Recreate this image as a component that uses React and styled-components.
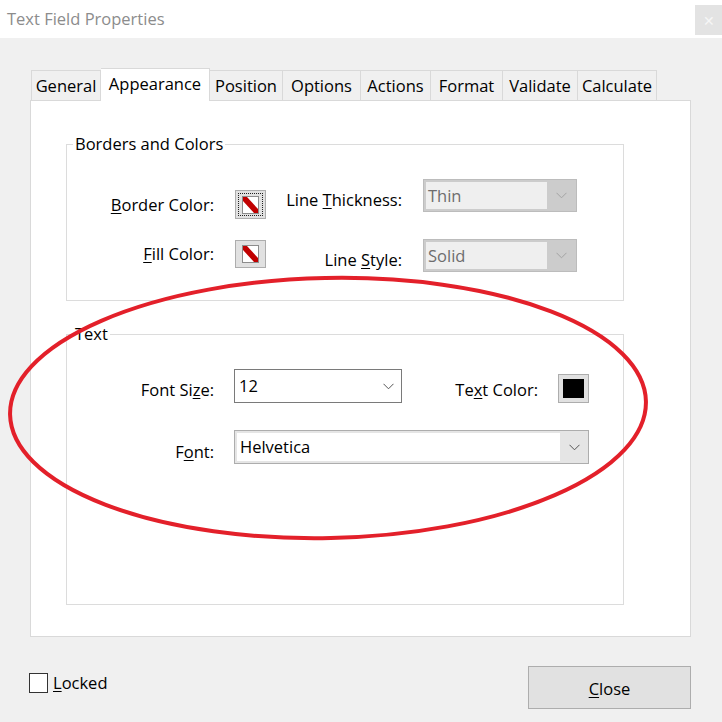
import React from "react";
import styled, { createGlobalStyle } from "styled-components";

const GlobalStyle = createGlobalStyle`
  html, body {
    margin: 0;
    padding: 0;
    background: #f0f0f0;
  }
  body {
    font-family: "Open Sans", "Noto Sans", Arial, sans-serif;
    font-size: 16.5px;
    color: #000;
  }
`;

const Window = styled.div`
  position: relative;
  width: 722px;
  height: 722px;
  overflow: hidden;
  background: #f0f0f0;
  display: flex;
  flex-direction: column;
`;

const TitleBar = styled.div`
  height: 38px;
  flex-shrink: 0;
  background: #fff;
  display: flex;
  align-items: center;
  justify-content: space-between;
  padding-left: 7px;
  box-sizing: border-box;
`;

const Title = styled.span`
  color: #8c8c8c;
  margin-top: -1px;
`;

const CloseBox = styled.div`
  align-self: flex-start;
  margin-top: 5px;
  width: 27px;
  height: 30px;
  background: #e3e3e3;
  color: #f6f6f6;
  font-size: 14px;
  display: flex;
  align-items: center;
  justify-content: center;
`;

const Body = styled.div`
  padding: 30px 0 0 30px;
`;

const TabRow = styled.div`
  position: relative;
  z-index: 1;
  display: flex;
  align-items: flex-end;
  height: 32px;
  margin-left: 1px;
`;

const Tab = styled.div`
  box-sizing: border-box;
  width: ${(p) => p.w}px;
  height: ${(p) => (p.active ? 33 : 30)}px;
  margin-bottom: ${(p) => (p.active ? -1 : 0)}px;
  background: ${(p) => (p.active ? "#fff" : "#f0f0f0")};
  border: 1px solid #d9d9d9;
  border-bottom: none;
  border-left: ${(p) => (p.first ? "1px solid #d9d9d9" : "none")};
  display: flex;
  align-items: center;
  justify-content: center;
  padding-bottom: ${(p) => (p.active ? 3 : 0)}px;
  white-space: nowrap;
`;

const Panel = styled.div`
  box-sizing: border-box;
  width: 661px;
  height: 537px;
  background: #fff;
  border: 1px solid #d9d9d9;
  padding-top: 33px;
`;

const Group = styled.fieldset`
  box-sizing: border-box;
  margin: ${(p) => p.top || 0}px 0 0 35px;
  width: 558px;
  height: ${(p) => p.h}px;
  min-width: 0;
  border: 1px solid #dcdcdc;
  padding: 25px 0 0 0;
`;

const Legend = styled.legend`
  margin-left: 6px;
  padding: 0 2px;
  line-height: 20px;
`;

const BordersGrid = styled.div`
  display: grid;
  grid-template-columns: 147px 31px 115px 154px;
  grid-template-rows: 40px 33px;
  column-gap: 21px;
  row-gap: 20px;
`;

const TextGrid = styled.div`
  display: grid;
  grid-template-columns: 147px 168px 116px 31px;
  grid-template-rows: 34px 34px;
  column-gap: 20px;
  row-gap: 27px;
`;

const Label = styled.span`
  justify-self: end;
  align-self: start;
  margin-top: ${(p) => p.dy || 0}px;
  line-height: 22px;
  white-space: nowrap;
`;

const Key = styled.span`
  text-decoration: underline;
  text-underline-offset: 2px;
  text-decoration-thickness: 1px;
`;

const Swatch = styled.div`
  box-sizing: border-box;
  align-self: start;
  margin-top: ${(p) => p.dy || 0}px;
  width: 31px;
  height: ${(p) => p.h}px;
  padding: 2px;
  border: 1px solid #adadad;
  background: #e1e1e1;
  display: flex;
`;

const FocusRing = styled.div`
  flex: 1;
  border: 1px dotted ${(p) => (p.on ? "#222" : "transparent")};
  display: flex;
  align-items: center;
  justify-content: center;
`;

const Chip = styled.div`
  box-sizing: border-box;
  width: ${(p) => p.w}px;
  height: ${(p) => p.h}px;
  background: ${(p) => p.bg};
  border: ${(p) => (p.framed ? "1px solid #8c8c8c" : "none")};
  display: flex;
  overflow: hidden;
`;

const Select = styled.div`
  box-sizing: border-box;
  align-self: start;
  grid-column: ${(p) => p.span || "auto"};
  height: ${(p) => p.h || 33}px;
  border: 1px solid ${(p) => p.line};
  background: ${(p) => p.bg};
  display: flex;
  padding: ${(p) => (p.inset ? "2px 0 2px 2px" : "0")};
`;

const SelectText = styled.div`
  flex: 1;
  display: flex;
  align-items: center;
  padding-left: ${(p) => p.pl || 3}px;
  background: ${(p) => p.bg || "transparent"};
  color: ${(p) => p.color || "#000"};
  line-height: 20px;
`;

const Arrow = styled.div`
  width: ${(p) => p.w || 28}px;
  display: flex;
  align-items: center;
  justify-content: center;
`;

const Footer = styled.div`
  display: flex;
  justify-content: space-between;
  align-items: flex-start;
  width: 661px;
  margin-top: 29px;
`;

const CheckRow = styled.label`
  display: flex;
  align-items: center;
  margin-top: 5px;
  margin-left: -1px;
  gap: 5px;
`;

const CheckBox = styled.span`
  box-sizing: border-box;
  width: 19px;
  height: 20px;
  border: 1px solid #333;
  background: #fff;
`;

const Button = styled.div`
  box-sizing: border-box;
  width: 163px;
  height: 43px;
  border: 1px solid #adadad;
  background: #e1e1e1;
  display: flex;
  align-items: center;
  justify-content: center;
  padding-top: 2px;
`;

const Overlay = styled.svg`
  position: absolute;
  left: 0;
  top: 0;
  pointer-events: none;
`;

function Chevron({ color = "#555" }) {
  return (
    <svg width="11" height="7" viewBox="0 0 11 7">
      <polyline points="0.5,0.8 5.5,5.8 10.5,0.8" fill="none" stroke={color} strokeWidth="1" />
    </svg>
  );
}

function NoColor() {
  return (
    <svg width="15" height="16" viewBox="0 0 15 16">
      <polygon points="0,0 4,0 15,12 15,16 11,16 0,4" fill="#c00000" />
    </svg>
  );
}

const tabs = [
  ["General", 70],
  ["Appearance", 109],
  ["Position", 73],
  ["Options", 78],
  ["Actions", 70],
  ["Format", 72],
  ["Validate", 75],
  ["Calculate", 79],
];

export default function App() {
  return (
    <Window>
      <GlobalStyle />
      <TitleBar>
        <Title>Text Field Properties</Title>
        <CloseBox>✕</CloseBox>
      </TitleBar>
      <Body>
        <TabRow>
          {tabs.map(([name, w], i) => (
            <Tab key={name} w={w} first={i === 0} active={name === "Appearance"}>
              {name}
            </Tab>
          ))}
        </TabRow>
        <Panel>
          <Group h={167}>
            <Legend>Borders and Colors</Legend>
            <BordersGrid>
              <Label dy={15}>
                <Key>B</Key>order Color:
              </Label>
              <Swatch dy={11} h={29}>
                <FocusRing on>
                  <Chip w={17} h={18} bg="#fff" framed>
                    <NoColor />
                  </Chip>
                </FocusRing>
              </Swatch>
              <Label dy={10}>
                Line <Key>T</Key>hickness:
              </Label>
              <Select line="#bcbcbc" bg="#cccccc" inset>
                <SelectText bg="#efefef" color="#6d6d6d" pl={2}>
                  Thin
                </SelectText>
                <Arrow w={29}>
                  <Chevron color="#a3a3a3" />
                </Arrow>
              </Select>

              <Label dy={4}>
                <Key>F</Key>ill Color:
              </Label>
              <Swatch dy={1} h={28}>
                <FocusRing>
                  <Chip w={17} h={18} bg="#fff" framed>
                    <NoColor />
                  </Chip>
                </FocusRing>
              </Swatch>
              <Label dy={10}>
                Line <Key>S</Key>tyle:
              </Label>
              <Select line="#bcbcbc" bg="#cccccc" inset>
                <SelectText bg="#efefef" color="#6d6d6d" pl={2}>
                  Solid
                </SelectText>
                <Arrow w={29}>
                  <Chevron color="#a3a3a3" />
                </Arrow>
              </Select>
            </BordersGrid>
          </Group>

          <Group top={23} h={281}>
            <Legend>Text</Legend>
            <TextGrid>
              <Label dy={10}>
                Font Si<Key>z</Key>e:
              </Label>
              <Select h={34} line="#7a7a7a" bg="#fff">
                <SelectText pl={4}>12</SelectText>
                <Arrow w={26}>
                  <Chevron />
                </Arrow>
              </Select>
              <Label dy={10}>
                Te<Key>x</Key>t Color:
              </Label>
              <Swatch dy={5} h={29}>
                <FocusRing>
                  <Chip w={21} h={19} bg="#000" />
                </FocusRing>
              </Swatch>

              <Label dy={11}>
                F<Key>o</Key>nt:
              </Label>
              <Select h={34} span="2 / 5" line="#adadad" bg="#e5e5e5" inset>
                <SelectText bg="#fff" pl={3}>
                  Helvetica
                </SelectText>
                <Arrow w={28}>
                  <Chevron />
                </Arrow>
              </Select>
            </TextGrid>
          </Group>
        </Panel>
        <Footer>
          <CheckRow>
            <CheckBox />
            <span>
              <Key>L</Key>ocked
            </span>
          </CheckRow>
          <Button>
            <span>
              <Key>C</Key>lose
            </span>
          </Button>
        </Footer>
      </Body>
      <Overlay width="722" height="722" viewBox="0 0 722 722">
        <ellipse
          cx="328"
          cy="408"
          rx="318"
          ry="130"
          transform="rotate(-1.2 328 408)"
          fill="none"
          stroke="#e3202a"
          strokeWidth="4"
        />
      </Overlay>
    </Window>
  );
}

Set exercise: The answer is one number: how many lines of the material above contain "React".

Written answer: 2